We review de novo a district court's grant of a motion to dismiss under Federal Rule of Civil Procedure 12(b)(6), “accepting all factual allegations in the complaint as true and drawing all reasonable inferences in favor of the plaintiff.” Caro v. Weintraub, 618 F.3d 94, 97 (2d Cir. 2010). To withstand a motion to dismiss, the complaint must plead “enough facts to state a claim to relief that is plausible on its face.” Bell Atl. Corp. v. Twombly, 550 U.S. 544, 570, 127 S.Ct. 1955, 167 L.Ed.2d 929 (2007); see also Ashcroft v. Iqbal, 556 U.S. 662, 678, 129 S.Ct. 1937, 173 L.Ed.2d 868 (2009). This Court examines only the well-pleaded factual allegations, if any, “and then determine[s] whether they plausibly give rise to an entitlement to relief.” Id. at 679, 129 S.Ct. 1937. We “may affirm a district court's dismissal of a complaint on any basis supported by the record.” Scott v. Fischer, 616 F.3d 100, 105 (2d Cir. 2010).
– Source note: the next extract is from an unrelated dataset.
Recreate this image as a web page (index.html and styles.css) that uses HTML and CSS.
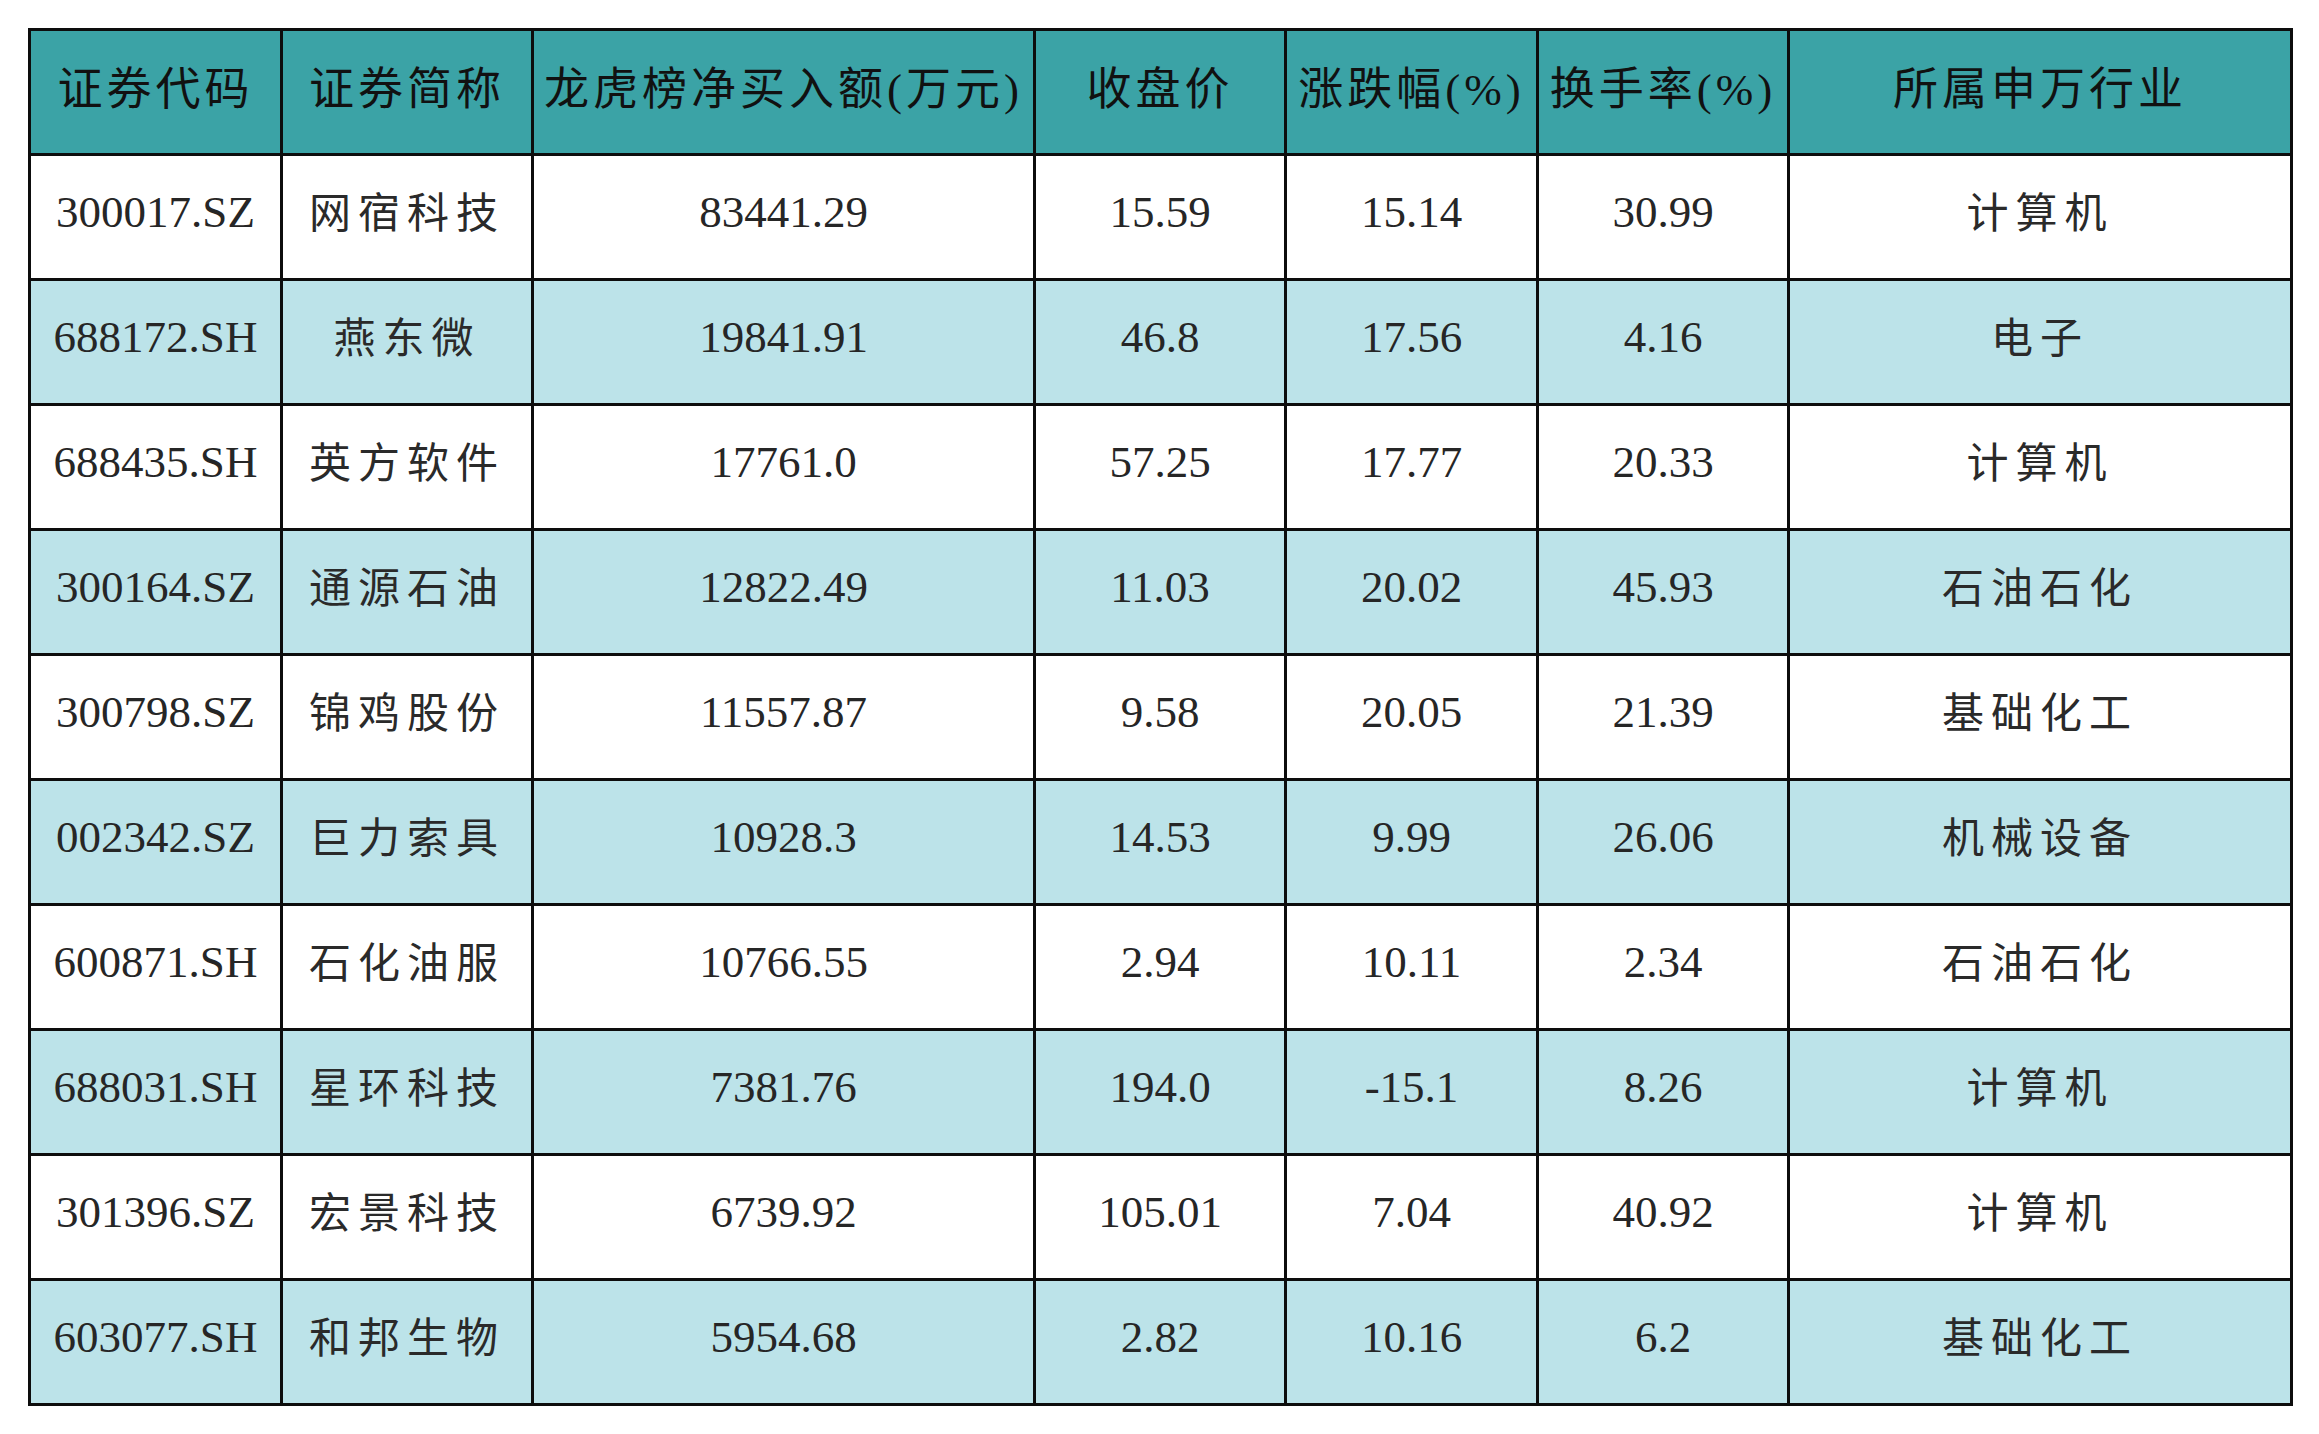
FILE: index.html
```html
<!DOCTYPE html>
<html lang="zh-CN">
<head>
<meta charset="utf-8">
<title>龙虎榜净买入额</title>
<link rel="stylesheet" href="styles.css">
</head>
<body>
<table class="grid">
  <thead>
    <tr class="head">
      <th class="c1">证券代码</th>
      <th class="c2">证券简称</th>
      <th class="c3">龙虎榜净买入额(万元)</th>
      <th class="c4">收盘价</th>
      <th class="c5">涨跌幅(%)</th>
      <th class="c6">换手率(%)</th>
      <th class="c7">所属申万行业</th>
    </tr>
  </thead>
  <tbody>
    <tr><td>300017.SZ</td><td class="zh">网宿科技</td><td>83441.29</td><td>15.59</td><td>15.14</td><td>30.99</td><td class="zh">计算机</td></tr>
    <tr class="alt"><td>688172.SH</td><td class="zh">燕东微</td><td>19841.91</td><td>46.8</td><td>17.56</td><td>4.16</td><td class="zh">电子</td></tr>
    <tr><td>688435.SH</td><td class="zh">英方软件</td><td>17761.0</td><td>57.25</td><td>17.77</td><td>20.33</td><td class="zh">计算机</td></tr>
    <tr class="alt"><td>300164.SZ</td><td class="zh">通源石油</td><td>12822.49</td><td>11.03</td><td>20.02</td><td>45.93</td><td class="zh">石油石化</td></tr>
    <tr><td>300798.SZ</td><td class="zh">锦鸡股份</td><td>11557.87</td><td>9.58</td><td>20.05</td><td>21.39</td><td class="zh">基础化工</td></tr>
    <tr class="alt"><td>002342.SZ</td><td class="zh">巨力索具</td><td>10928.3</td><td>14.53</td><td>9.99</td><td>26.06</td><td class="zh">机械设备</td></tr>
    <tr><td>600871.SH</td><td class="zh">石化油服</td><td>10766.55</td><td>2.94</td><td>10.11</td><td>2.34</td><td class="zh">石油石化</td></tr>
    <tr class="alt"><td>688031.SH</td><td class="zh">星环科技</td><td>7381.76</td><td>194.0</td><td>-15.1</td><td>8.26</td><td class="zh">计算机</td></tr>
    <tr><td>301396.SZ</td><td class="zh">宏景科技</td><td>6739.92</td><td>105.01</td><td>7.04</td><td>40.92</td><td class="zh">计算机</td></tr>
    <tr class="alt"><td>603077.SH</td><td class="zh">和邦生物</td><td>5954.68</td><td>2.82</td><td>10.16</td><td>6.2</td><td class="zh">基础化工</td></tr>
  </tbody>
</table>
</body>
</html>
```

FILE: styles.css
```css
html, body {
  margin: 0;
  padding: 0;
  background: #ffffff;
}

body {
  padding: 28px 0 0 28px;
  font-family: "Liberation Serif", "Noto Sans CJK SC", serif;
  color: #262626;
}

.grid {
  table-layout: fixed;
  border-collapse: separate;
  border-spacing: 0;
  width: 2265px;
  border-left: 3px solid #0d0d0d;
  border-top: 3px solid #0d0d0d;
}

.grid th,
.grid td {
  box-sizing: border-box;
  height: 125px;
  padding: 0 0 10px 0;
  border-right: 3px solid #0d0d0d;
  border-bottom: 3px solid #0d0d0d;
  text-align: center;
  vertical-align: middle;
  font-size: 45px;
  font-weight: 400;
  white-space: nowrap;
  background: #ffffff;
}

.grid th {
  background: #3ba3a6;
  color: #111111;
  letter-spacing: 4px;
  padding-bottom: 14px;
}

.grid tr.alt td {
  background: #bce3e9;
}

.grid td.zh {
  font-size: 42px;
  letter-spacing: 7px;
  color: #2a2a2a;
  padding-bottom: 16px;
}

.c1 { width: 252px; }
.c2 { width: 251px; }
.c3 { width: 502px; }
.c4 { width: 251px; }
.c5 { width: 252px; }
.c6 { width: 251px; }
.c7 { width: 503px; }
```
This is another of the “seemingly-endless stream of derivative actions brought by plaintiffs who lost money that had been invested in residential mortgage-back securities (‘RMBS’) when the housing market collapsed.” Phoenix Light SF Ltd. v. Bank of New York Mellon, 2015 WL 5710645, at *1 (S.D.N.Y. Sept. 29, 2015). This Court assumes familiarity with RMBS in general, the RMBS securitization process, and the roles of the various entities (such as trust administrator, custodian, certificateholder, master servicer, and trustee) in an RMBS trust.
The Certificateholders are holders of the MASTR Adjustable Rate Mortgage Trust 2006-OA2 (the “Trust”) Super Senior Certificates. The Trust was formed on October 1, 2006, and holds 5,660 first-lien, adjustable-rate mortgage loans. U.S. Bank served as the Trustee. According to the Certificateholders’ second amended complaint (the “complaint”), in or around May 2008, an increasing number of borrowers defaulted on payments owed for the mortgage loans held by the Trust, and by November 2009 the Trust had already lost more than $100 million.
I. Breach of Contract Claims
a. U.S. Bank's Alleged Failure to Enforce the Obligations of the PSA Against Wells Fargo, the “Master Servicer”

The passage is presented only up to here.